▶ What needs to be done: Copy the data exactly as it appears, and do not include any pictures.

▶ Dataset records:
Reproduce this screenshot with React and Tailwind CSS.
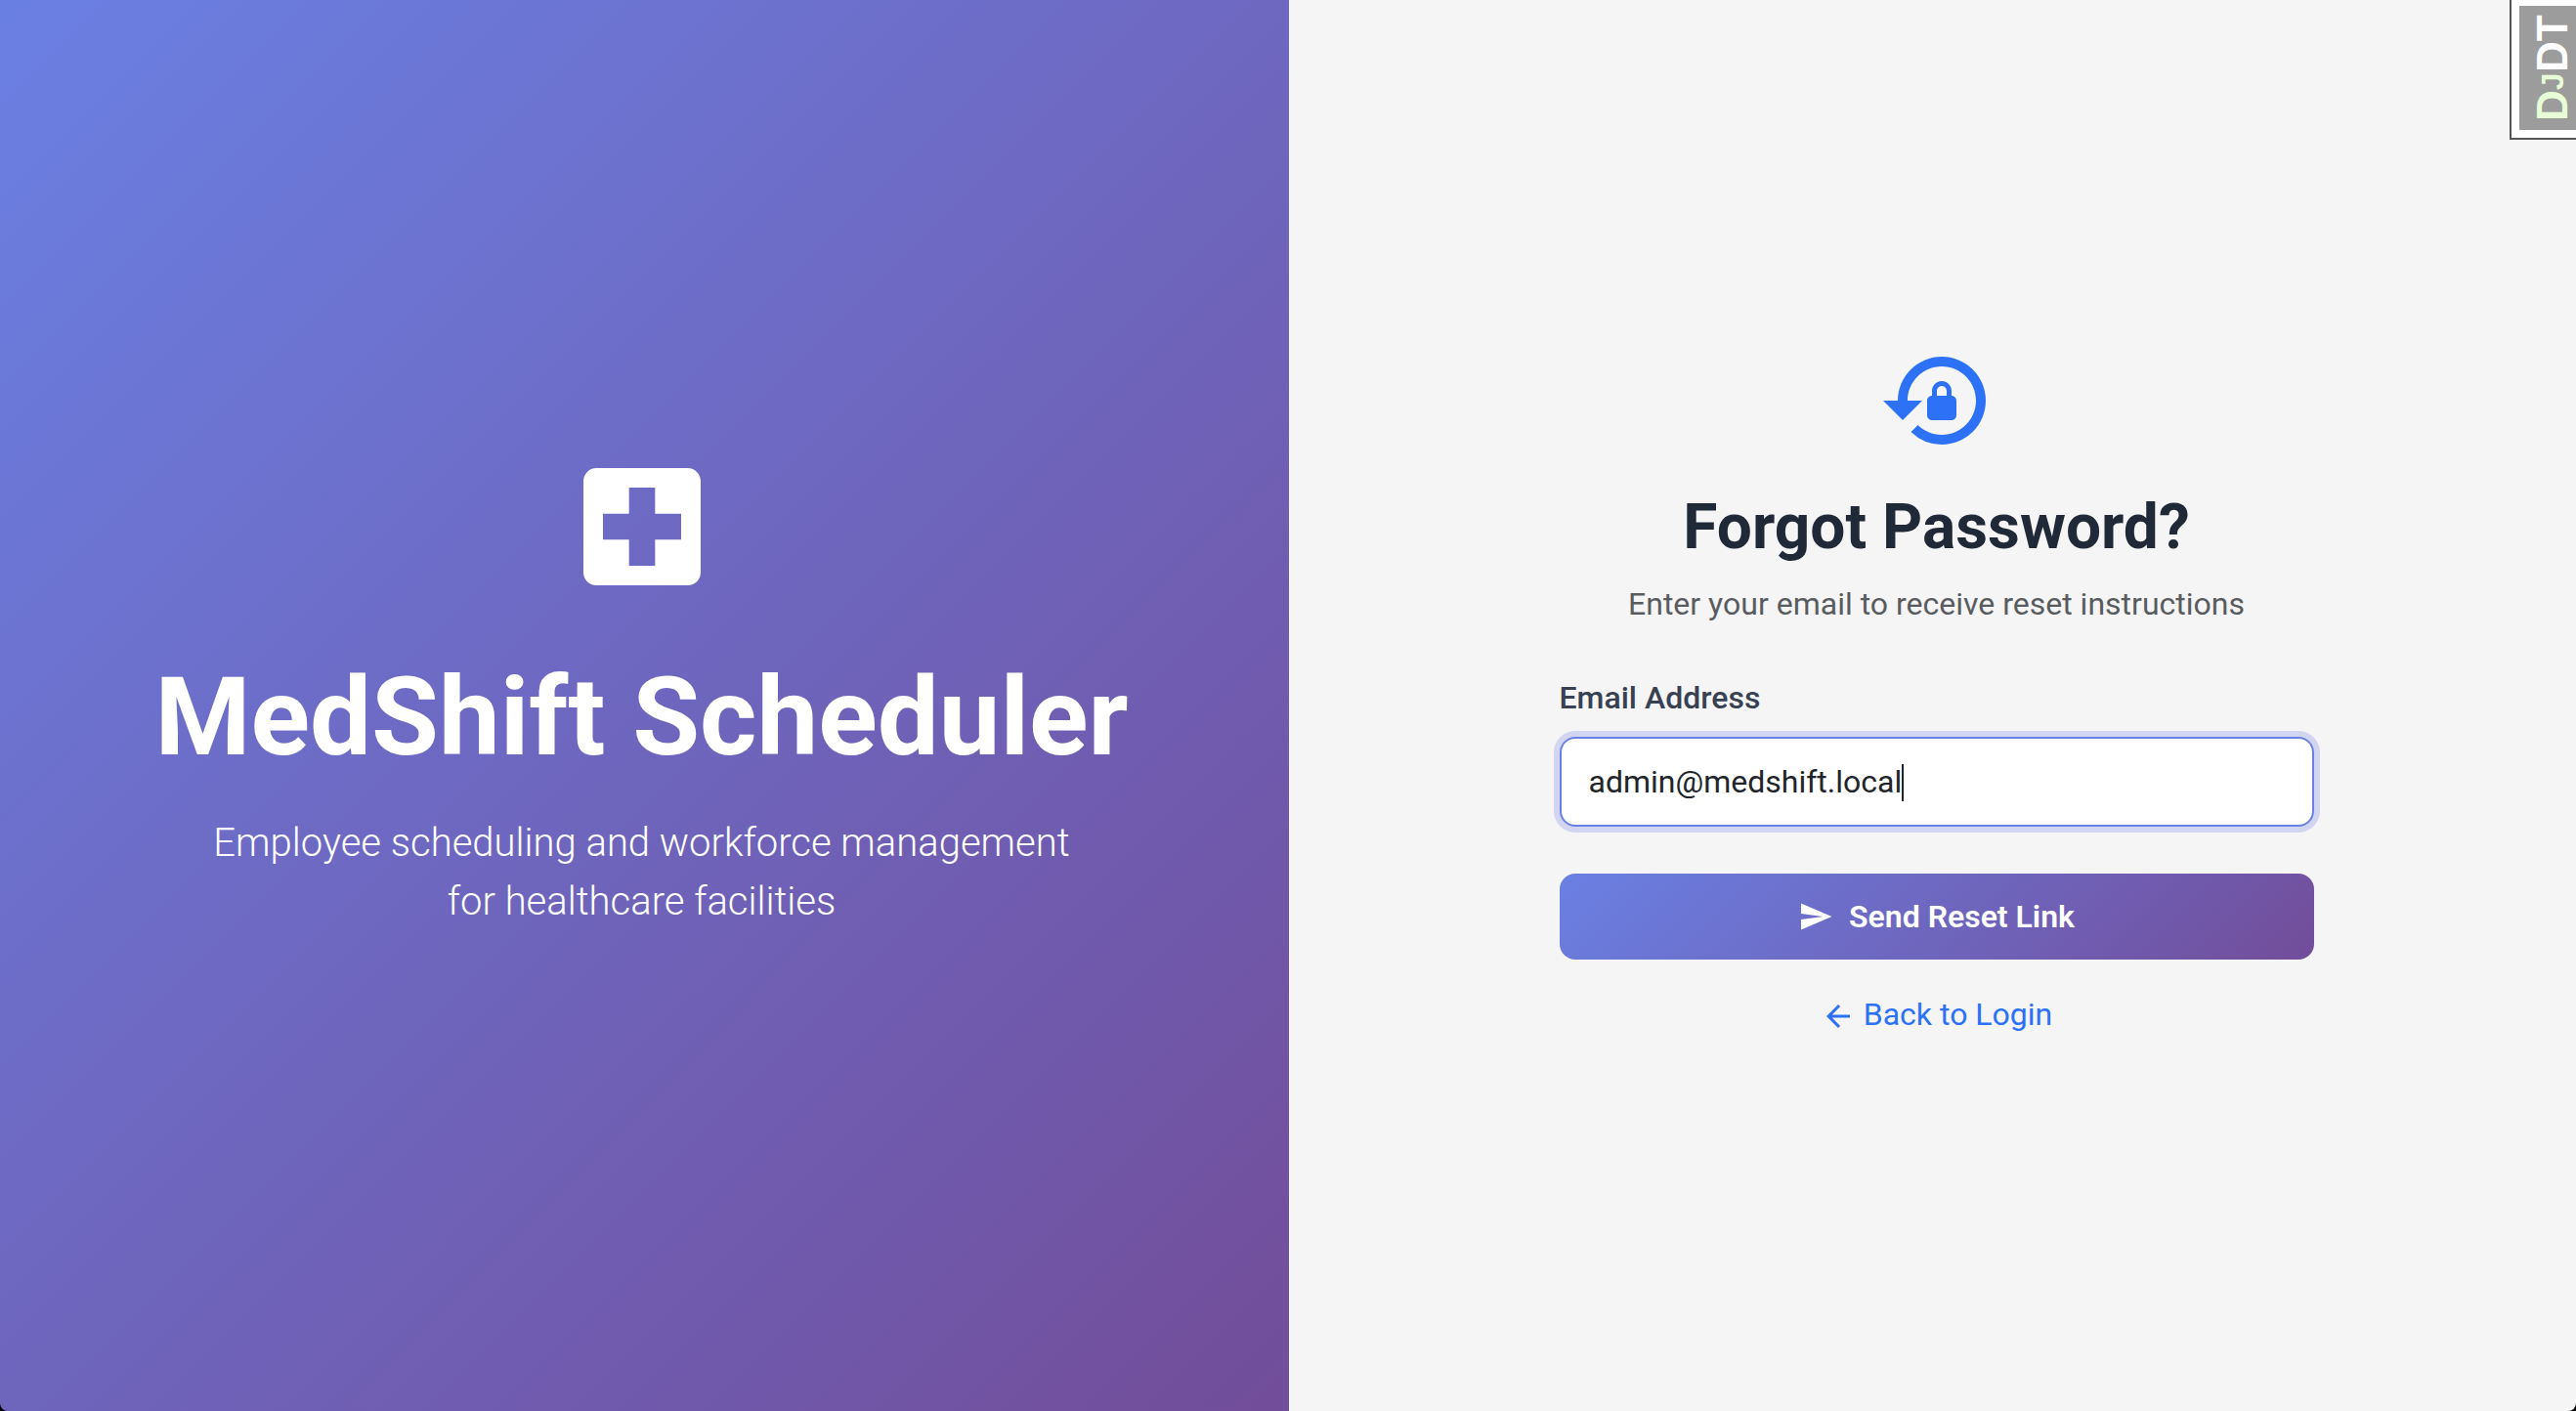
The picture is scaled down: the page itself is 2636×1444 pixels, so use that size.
import { MdLocalHospital, MdLockReset, MdSend, MdArrowBack } from "react-icons/md";

function BrandPanel() {
  return (
    <section className="flex flex-col items-center justify-center bg-[linear-gradient(135deg,#6a80e3,#724d9a)] pb-8 text-center text-white">
      <MdLocalHospital className="size-40" aria-hidden="true" />
      <h1 className="mt-12 text-[112px] leading-[134px] font-bold">MedShift Scheduler</h1>
      <p className="mt-8 text-[40px] leading-[60px] font-light">
        Employee scheduling and workforce management
        <br />
        for healthcare facilities
      </p>
    </section>
  );
}

function ResetForm() {
  return (
    <form className="flex w-[772px] flex-col" onSubmit={(e) => e.preventDefault()}>
      <header className="flex flex-col items-center text-center">
        <MdLockReset className="size-[120px] text-[#2d72f6]" aria-hidden="true" />
        <h2 className="mt-8 text-[64px] leading-[76px] font-bold text-[#1f2937]">Forgot Password?</h2>
        <p className="mt-4 text-[32px] leading-[48px] text-[#595c5f]">
          Enter your email to receive reset instructions
        </p>
      </header>

      <label htmlFor="email" className="mt-12 text-[32px] leading-[48px] font-medium text-[#374151]">
        Email Address
      </label>
      <div className="relative mt-4">
        <input
          id="email"
          type="email"
          defaultValue="admin@medshift.local"
          className="h-[92px] w-full rounded-2xl border-2 border-[#6a80e3] bg-white px-7 text-[32px] text-[#212529] ring-[6px] ring-[#d1d5f1] outline-none"
        />
        <span className="absolute top-7 left-[350px] h-[38px] w-0.5 bg-[#212529]" aria-hidden="true" />
      </div>

      <button
        type="submit"
        className="mt-12 flex h-[88px] items-center justify-center gap-4 rounded-2xl bg-[linear-gradient(135deg,#6a80e3,#724d9a)] text-[32px] font-semibold text-white"
      >
        <MdSend className="size-9" aria-hidden="true" />
        Send Reset Link
      </button>

      <a
        href="#login"
        className="mt-8 flex items-center justify-center gap-2 text-[32px] leading-[48px] text-[#2d72f6]"
      >
        <MdArrowBack className="mt-1 size-9" aria-hidden="true" />
        Back to Login
      </a>
    </form>
  );
}

function DebugToolbarHandle() {
  return (
    <button
      type="button"
      aria-label="Show toolbar"
      className="absolute top-0 right-0 border-b-2 border-l-2 border-[#555] bg-white pt-1.5 pb-2 pl-2 font-['Liberation_Sans',sans-serif]"
    >
      <span className="flex h-[127px] w-[58px] rotate-180 items-center justify-center bg-[#9c9c9c] pr-2.5 text-[44px] leading-none font-bold text-white [writing-mode:vertical-rl]">
        <span className="text-[#e9fcd8]">
          D<span className="text-[32px]">J</span>
        </span>
        DT
      </span>
    </button>
  );
}

export default function App() {
  return (
    <div className="bg-black font-[Roboto,sans-serif]">
      <div className="relative overflow-hidden rounded-b-lg">
        <main className="-mr-2 -ml-1.5 grid min-h-screen grid-cols-2">
          <BrandPanel />
          <section className="flex items-center justify-center bg-[#f5f5f5] pb-8">
            <ResetForm />
          </section>
        </main>
        <DebugToolbarHandle />
      </div>
    </div>
  );
}
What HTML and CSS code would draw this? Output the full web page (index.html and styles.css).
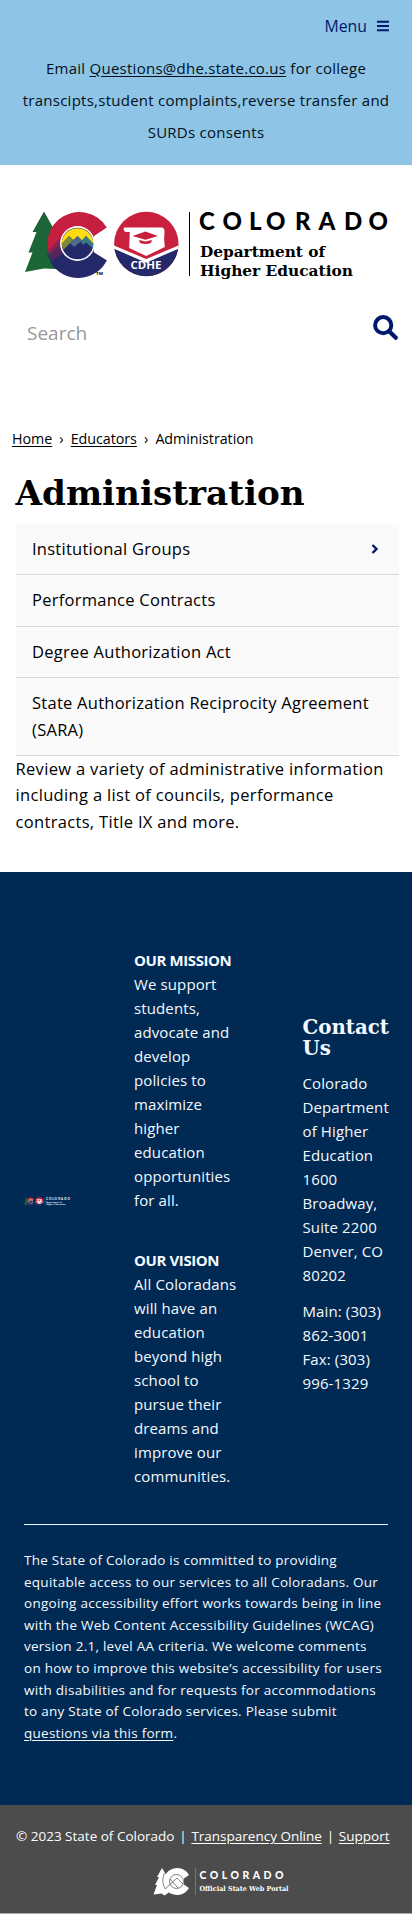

▶ Response to the task:
Reproduce this screenshot with React and Tailwind CSS.
The picture is scaled down: the page itself is 2636×1444 pixels, so use that size.
import { MdLocalHospital, MdLockReset, MdSend, MdArrowBack } from "react-icons/md";

function BrandPanel() {
  return (
    <section className="flex flex-col items-center justify-center bg-[linear-gradient(135deg,#6a80e3,#724d9a)] pb-8 text-center text-white">
      <MdLocalHospital className="size-40" aria-hidden="true" />
      <h1 className="mt-12 text-[112px] leading-[134px] font-bold">MedShift Scheduler</h1>
      <p className="mt-8 text-[40px] leading-[60px] font-light">
        Employee scheduling and workforce management
        <br />
        for healthcare facilities
      </p>
    </section>
  );
}

function ResetForm() {
  return (
    <form className="flex w-[772px] flex-col" onSubmit={(e) => e.preventDefault()}>
      <header className="flex flex-col items-center text-center">
        <MdLockReset className="size-[120px] text-[#2d72f6]" aria-hidden="true" />
        <h2 className="mt-8 text-[64px] leading-[76px] font-bold text-[#1f2937]">Forgot Password?</h2>
        <p className="mt-4 text-[32px] leading-[48px] text-[#595c5f]">
          Enter your email to receive reset instructions
        </p>
      </header>

      <label htmlFor="email" className="mt-12 text-[32px] leading-[48px] font-medium text-[#374151]">
        Email Address
      </label>
      <div className="relative mt-4">
        <input
          id="email"
          type="email"
          defaultValue="admin@medshift.local"
          className="h-[92px] w-full rounded-2xl border-2 border-[#6a80e3] bg-white px-7 text-[32px] text-[#212529] ring-[6px] ring-[#d1d5f1] outline-none"
        />
        <span className="absolute top-7 left-[350px] h-[38px] w-0.5 bg-[#212529]" aria-hidden="true" />
      </div>

      <button
        type="submit"
        className="mt-12 flex h-[88px] items-center justify-center gap-4 rounded-2xl bg-[linear-gradient(135deg,#6a80e3,#724d9a)] text-[32px] font-semibold text-white"
      >
        <MdSend className="size-9" aria-hidden="true" />
        Send Reset Link
      </button>

      <a
        href="#login"
        className="mt-8 flex items-center justify-center gap-2 text-[32px] leading-[48px] text-[#2d72f6]"
      >
        <MdArrowBack className="mt-1 size-9" aria-hidden="true" />
        Back to Login
      </a>
    </form>
  );
}

function DebugToolbarHandle() {
  return (
    <button
      type="button"
      aria-label="Show toolbar"
      className="absolute top-0 right-0 border-b-2 border-l-2 border-[#555] bg-white pt-1.5 pb-2 pl-2 font-['Liberation_Sans',sans-serif]"
    >
      <span className="flex h-[127px] w-[58px] rotate-180 items-center justify-center bg-[#9c9c9c] pr-2.5 text-[44px] leading-none font-bold text-white [writing-mode:vertical-rl]">
        <span className="text-[#e9fcd8]">
          D<span className="text-[32px]">J</span>
        </span>
        DT
      </span>
    </button>
  );
}

export default function App() {
  return (
    <div className="bg-black font-[Roboto,sans-serif]">
      <div className="relative overflow-hidden rounded-b-lg">
        <main className="-mr-2 -ml-1.5 grid min-h-screen grid-cols-2">
          <BrandPanel />
          <section className="flex items-center justify-center bg-[#f5f5f5] pb-8">
            <ResetForm />
          </section>
        </main>
        <DebugToolbarHandle />
      </div>
    </div>
  );
}
What HTML and CSS code would draw this? Output the full web page (index.html and styles.css).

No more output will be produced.